Can the Minister also comment on currency devaluation, through which we have the potential to really mess up the world and our financial services? We have been told that the euro is undervalued and the American dollar overvalued. Does the Treasury think that a currency devaluation between countries will start, which would be hugely damaging to us?

I will comment briefly on what I call “language and perception”. Language is hugely important in Europe. Phrases such as “common ground” and “a good compromise” are perfectly acceptable in Europe, while here they are portrayed in the press as wishy-washy and as Britain giving everything away. It is not as the press portrays it: it is 27 countries all having to give something and take something to reach a good compromise. I am greatly concerned that language will play a big part in our negotiations, and I hope the Minister is fully aware that this could be a major problem.

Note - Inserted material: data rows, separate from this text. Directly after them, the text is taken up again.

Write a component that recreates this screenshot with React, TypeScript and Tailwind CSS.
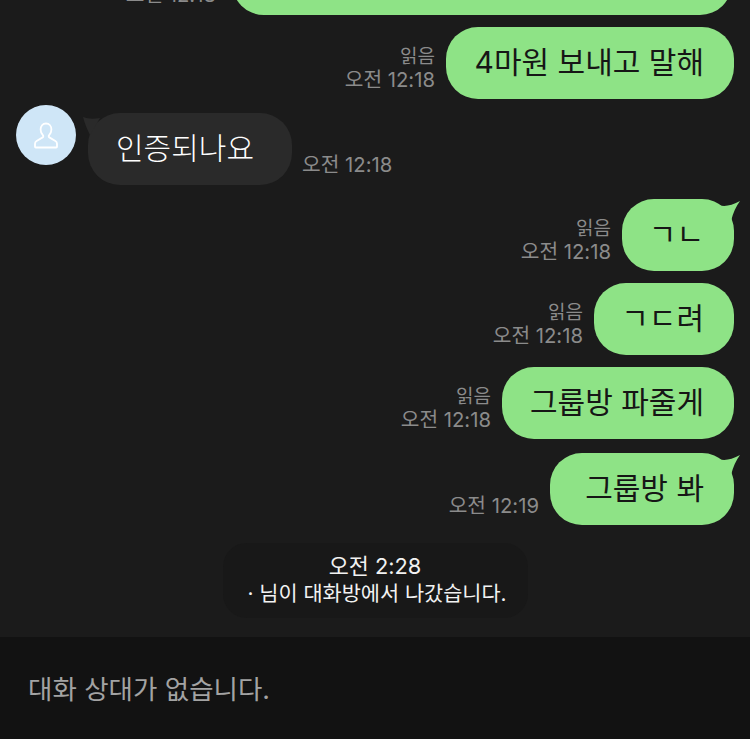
const FONT = "font-['Inter','Noto_Sans_CJK_KR',sans-serif]";

type MineProps = {
  text: string;
  read?: boolean;
  time: string;
  tail?: boolean;
  width: string;
  className?: string;
};

const Mine = ({ text, read = true, time, tail, width, className = "" }: MineProps) => {
  return (
    <div className={`flex items-end justify-end pr-4 ${className}`}>
      <div className="mr-[11px] mb-[8px] flex flex-col items-end text-[20.3px] leading-[23px] text-[#8b8b8b]">
        {read && <span className="text-[19px]">읽음</span>}
        <span>{time}</span>
      </div>
      <div className={`relative flex h-[72px] items-center justify-end rounded-[32px] bg-[#8ee386] pr-[30px] text-[30px] text-[#161616] ${width}`}>
        <span className="-mt-[2px] whitespace-pre">{text}</span>
        {tail && (
          <svg
            className="absolute -right-[7px] top-0"
            width="24"
            height="24"
            viewBox="0 0 24 24"
          >
            <path d="M2 6 Q10 9 23 2 Q17 10 14 22 Z" fill="#8ee386" />
          </svg>
        )}
      </div>
    </div>
  );
};

const PersonIcon = () => (
  <svg width="24" height="27" viewBox="0 0 24 27" fill="none" stroke="#ffffff" strokeWidth="1.8">
    <path
      d="M12 1.5c-3.4 0-5.4 2.7-5.4 6 0 2.6 1.1 4.6 2.4 5.9.5.6.4 1.6-.3 2L2.6 19c-1 .6-1.6 1.6-1.6 2.8v2.9c0 .5.4.8.8.8h20.4c.4 0 .8-.3.8-.8v-2.9c0-1.2-.6-2.2-1.6-2.8l-6.1-3.6c-.7-.4-.8-1.4-.3-2 1.3-1.3 2.4-3.3 2.4-5.9 0-3.3-2-6-5.4-6z"
      strokeLinejoin="round"
    />
  </svg>
);

export default function App() {
  return (
    <div className={`flex h-[739px] w-[750px] flex-col overflow-hidden bg-[#1b1b1b] ${FONT}`}>
      <div className="flex h-[637px] flex-col justify-end overflow-hidden">
        {/* bubble cut off by the scroll area */}
        <div className="flex items-end justify-end pr-[18px]">
          <div className="mr-[16px] mb-[8px] text-[20.3px] leading-[24px] text-[#8b8b8b]">오전 12:18</div>
          <div className="h-[72px] w-[500px] rounded-[32px] bg-[#8ee386]" />
        </div>

        <Mine className="mt-3" width="w-[288px]" text="4마원 보내고 말해" time="오전 12:18" />

        <div className="mt-[6px] flex items-end pl-4">
          <div className="mb-[20px] flex h-[60px] w-[60px] items-center justify-center rounded-full bg-[#cfe6f7]">
            <PersonIcon />
          </div>
          <div className="relative ml-3 flex h-[72px] w-[204px] items-center rounded-[32px] bg-[#2a2a2a] pl-7 text-[30px] font-light text-white">
            <span className="-mt-[2px]">인증되나요</span>
            <svg className="absolute -left-[6px] top-0" width="24" height="24" viewBox="0 0 24 24">
              <path d="M1 4 Q8 7 18 5 L8 22 Q3 12 1 4 Z" fill="#2a2a2a" />
            </svg>
          </div>
          <div className="mb-[8px] ml-[10px] text-[20.3px] leading-[24px] text-[#8b8b8b]">오전 12:18</div>
        </div>

        <Mine className="mt-[14px]" width="w-[112px]" text="ㄱㄴ" time="오전 12:18" tail />
        <Mine className="mt-3" width="w-[140px]" text="ㄱㄷ려" time="오전 12:18" />
        <Mine className="mt-3" width="w-[232px]" text="그룹방 파줄게" time="오전 12:18" />
        <Mine className="mt-[14px]" width="w-[184px]" text="그룹방 봐" time="오전 12:19" read={false} tail />

        <div className="mb-[19px] mt-[18px] flex justify-center">
          <div className="flex h-[75px] w-[305px] flex-col items-center justify-center rounded-[24px] bg-[#181818] pb-[2px] pl-1 text-[20.8px] leading-[27px] text-[#f2f2f2]">
            <span className="mr-1 text-[21.8px]">오전 2:28</span>
            <span>· 님이 대화방에서 나갔습니다.</span>
          </div>
        </div>
      </div>

      <div className="flex h-[102px] items-start bg-[#121212] pl-7 pt-[32px] text-[26.5px] leading-[40px] text-[#a3a3a3]">
        대화 상대가 없습니다.
      </div>
    </div>
  );
}
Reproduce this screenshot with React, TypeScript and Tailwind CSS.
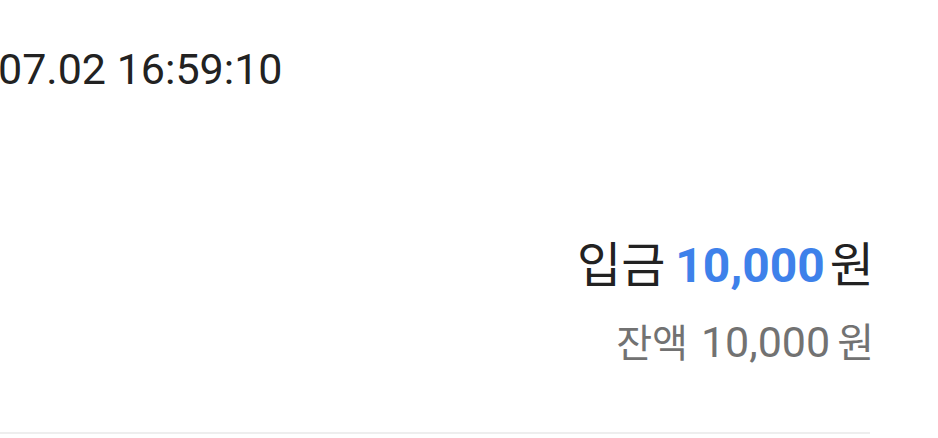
import React from "react";

export default function App() {
  return (
    <div className="w-[938px] h-[438px] bg-white overflow-hidden" style={{ fontFamily: 'Roboto, "Noto Sans CJK KR", sans-serif' }}>
      <div className="w-[870px]">
        <div className="pt-[44px] h-[238px]">
          <div className="text-[43px] leading-[50px] text-[#222222] -ml-[2px]">07.02 16:59:10</div>
        </div>
        <div className="flex flex-col items-end -mr-[4px]">
          <div className="flex items-baseline text-[48px] leading-[56px] text-[#222222]">
            <span>입금</span>
            <span className="ml-[10px] font-bold text-[#3e81ea]">10,000</span>
            <span className="ml-[5px]">원</span>
          </div>
          <div className="mt-[24px] flex items-baseline text-[43px] leading-[48px] text-[#727272]">
            <span className="text-[39px]">잔액</span>
            <span className="ml-[13px]">10,000</span>
            <span className="ml-[7px] text-[40px]">원</span>
          </div>
        </div>
        <div className="mt-[64px] h-[2px] bg-[#eeeeee]" />
      </div>
    </div>
  );
}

As for perception, a lot of people are influenced by it. If the perception is that Britain is not doing as well as before, that will compound our difficulties. One need only look at today’s papers: it is predicted that 30,000 jobs will be lost—that is the headline, the bad perception. That, however, is 0.5% of the people working in the financial services industry, and although the figure comes from the Bruegel think tank, it is at the worst end of TheCityUK’s projections, which thinks, at the other end of the scale, that as few as 3,000 jobs could go. Perception is of major importance.

We have no idea where we will end up at the end of our negotiations with the EU. I hope that the press and both Houses of Parliament will let the Government get on with the negotiations and do the best job we can. One good thing about Brexit is that if it all goes wrong, we have nobody to blame but ourselves.